VENEZIA – In data 2 aprile, venerdì santo, nella Basilica di San Marco a Venezia si è svolta la Processione e Venerazione delle Sante Reliquie della Passione.
Viene pubblicata di seguito la meditazione del Patriarca
«Tu mi guardi dalla croce/questa sera mio Signor,/ed intanto la tua voce/mi sussurra: “Dammi il cuor”».

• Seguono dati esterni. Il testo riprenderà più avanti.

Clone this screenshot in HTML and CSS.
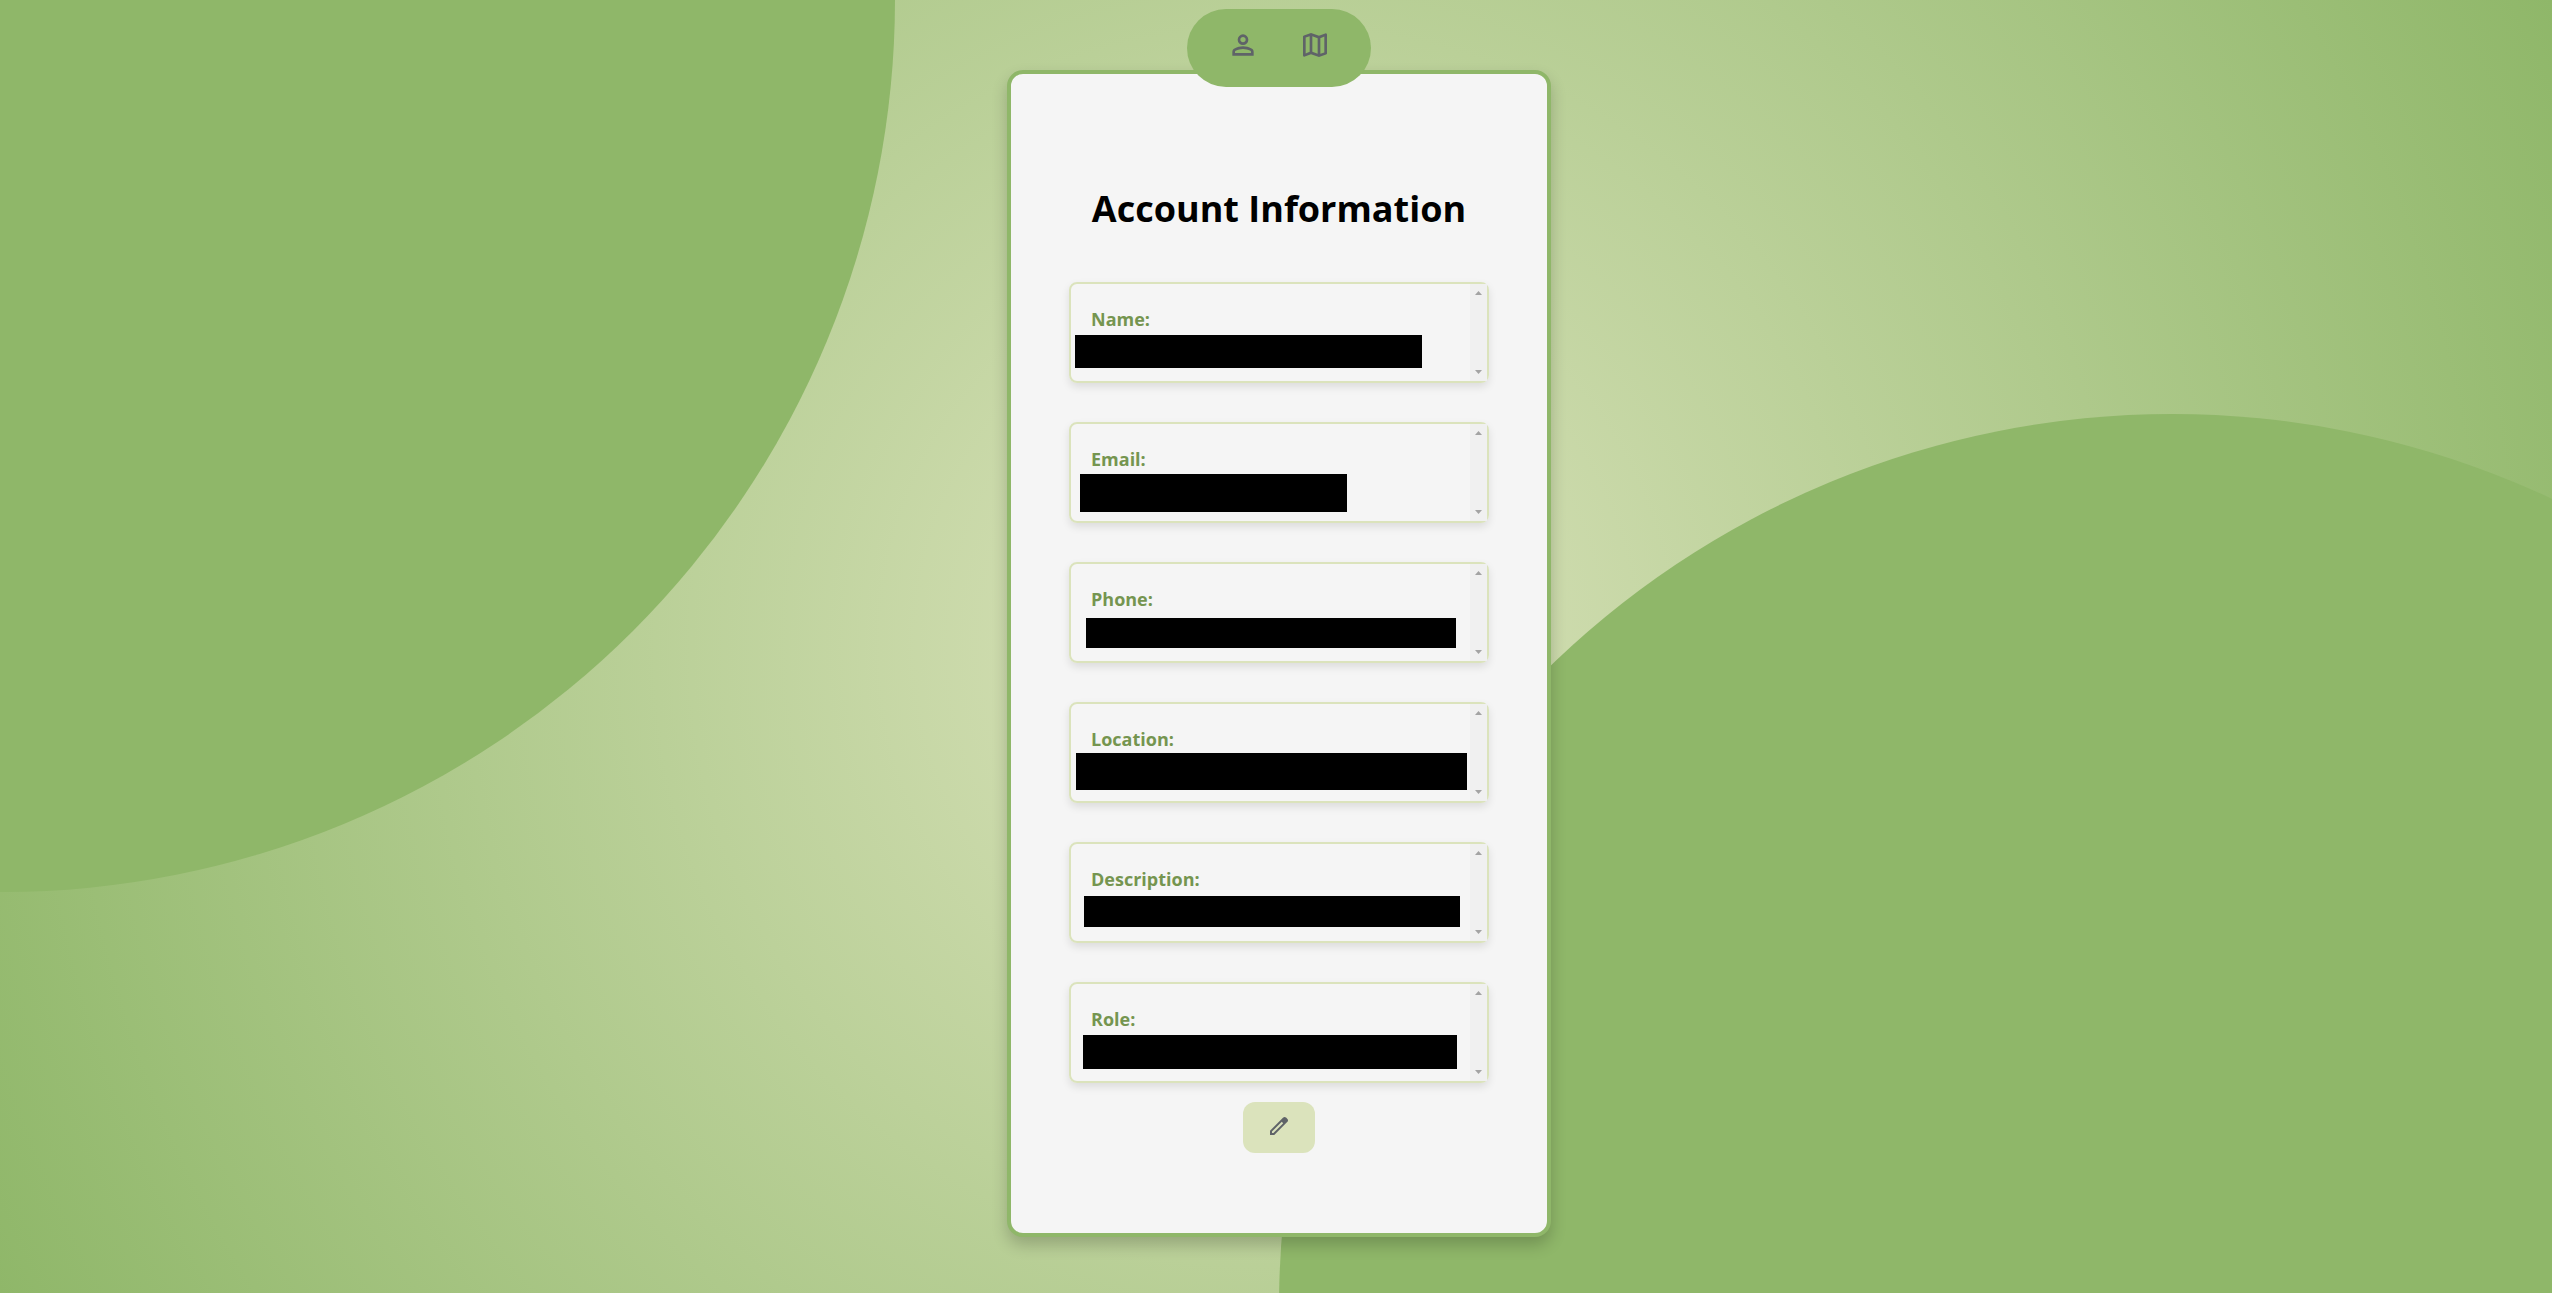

Lo sguardo del Redentore ci rivolge dalla Croce, con la melodia di Mozart, questo singolare invito: «Dammi il cuor». Cioè, dammi tutto te stesso. Cos’è, infatti, il cuore, se non il centro del mio io? Il luogo del bisogno-desiderio che mi costituisce, destato in ogni istante dalla realtà che lo urge ad un continuo coinvolgimento? Il cuore è l’autentica molla di ogni mio atto di libertà. Il sussurro del Volto crocifisso (la tua voce mi sussurra) ci sorprende questa sera in venerazione di queste antiche e sante reliquie della Passione.
Ma un crocifisso non è uno sconfitto? Come può rivolgermi una richiesta così ardita?
Tanto più che il mio cuore, come quello di ogni uomo, è attraversato dall’insopprimibile inquietudine di cui parla Sant’Agostino. Ed è provato dalla complessità contraddittoria del contesto socio-culturale in cui oggi siamo chiamati ad affrontare il talora faticoso “mestiere di vivere”? Un Crocifisso si rivolge ad un cuore inquieto… non è l’incontro di due problemi, la somma di due negativi? Cosa può mai venirne di buono?
Eppure, per quanto possa essere alienato dal proprio cuore – cioè dal centro del proprio io – l’uomo deve sempre fare i conti con la domanda delle domande che, come l’erba selvaggia a primavera sbuca anche dal più fitto cumulo di detriti. È genialmente espressa dal poeta Leopardi nel Canto notturno del pastore errante dell’Asia: «Ed io che sono?» (v. 89).
Perché allora non accettare l’invito amoroso che da duemila anni irresistibile promana da quell’Uomo singolare che si è lasciato drizzare sul palo ignominioso della croce. Da duemila anni schiere di uomini, ma soprattutto intere generazioni dei nostri padri, hanno risposto positivamente al sussurro dell’Uomo della croce.
Qual è la strada per riconoscere e vedere Gesù? «Per vedere Gesù occorre lasciarsi guardare da Lui». Siamo così introdotti nel capovolgimento che la fede cristiana ha portato in questo mondo: non più la nostra ricerca del volto di Dio, ma il Suo sguardo sul nostro volto! «Tu mi guardi dalla croce, questa sera mio Signor».
Lasciarsi guardare da Gesù: ecco la strada perché la sete del nostro cuore venga saziata, perché il desiderio che ci costituisce sia compiuto. E così nel Volto di Gesù che ci guarda prende forma il nostro volto. Ogni uomo, infatti, prende forma dallo sguardo di quell’Uomo su di lui, che chiama la sua libertà – vocazione – a coinvolgersi con Lui.
Il Volto del Crocifisso è il Volto di Colui che si è fatto carico di tutto il male degli uomini. Di tutto il peccato. L’ha preso su di Sé. Del mio male, del mio peccato. Del tuo male, del tuo peccato. Del nostro male, del nostro peccato. Del male di tutti, del peccato di tutti. Per questo nel Suo volto è inscritto il volto di ogni uomo che soffre. È il volto di Colui che si è lasciato trattare da peccato pur non conoscendo il peccato perché noi, i miseri, diventassimo «giustizia di Dio» (2Cor 2,21).
«Madre afflitta, tristi giorni ho trascorso nell’error». Questa sera noi stiamo, come Sua Madre, sotto la croce. «Stabat Mater dolorosa, iuxta crucem lacrimosa, dum pendebat Filius»: da secoli il popolo cristiano sosta con queste parole ai piedi della croce redentrice. Stiamo sotto il Suo sguardo e, come la Madre, ne beviamo le ultime parole.
Se «questa sera Tu mi guardi dalla croce, mio Signore», se «la Tua voce mi sussurra: “Dammi il cuor”», cosa è per me più ragionevole: resisterTi o abbandonarmi?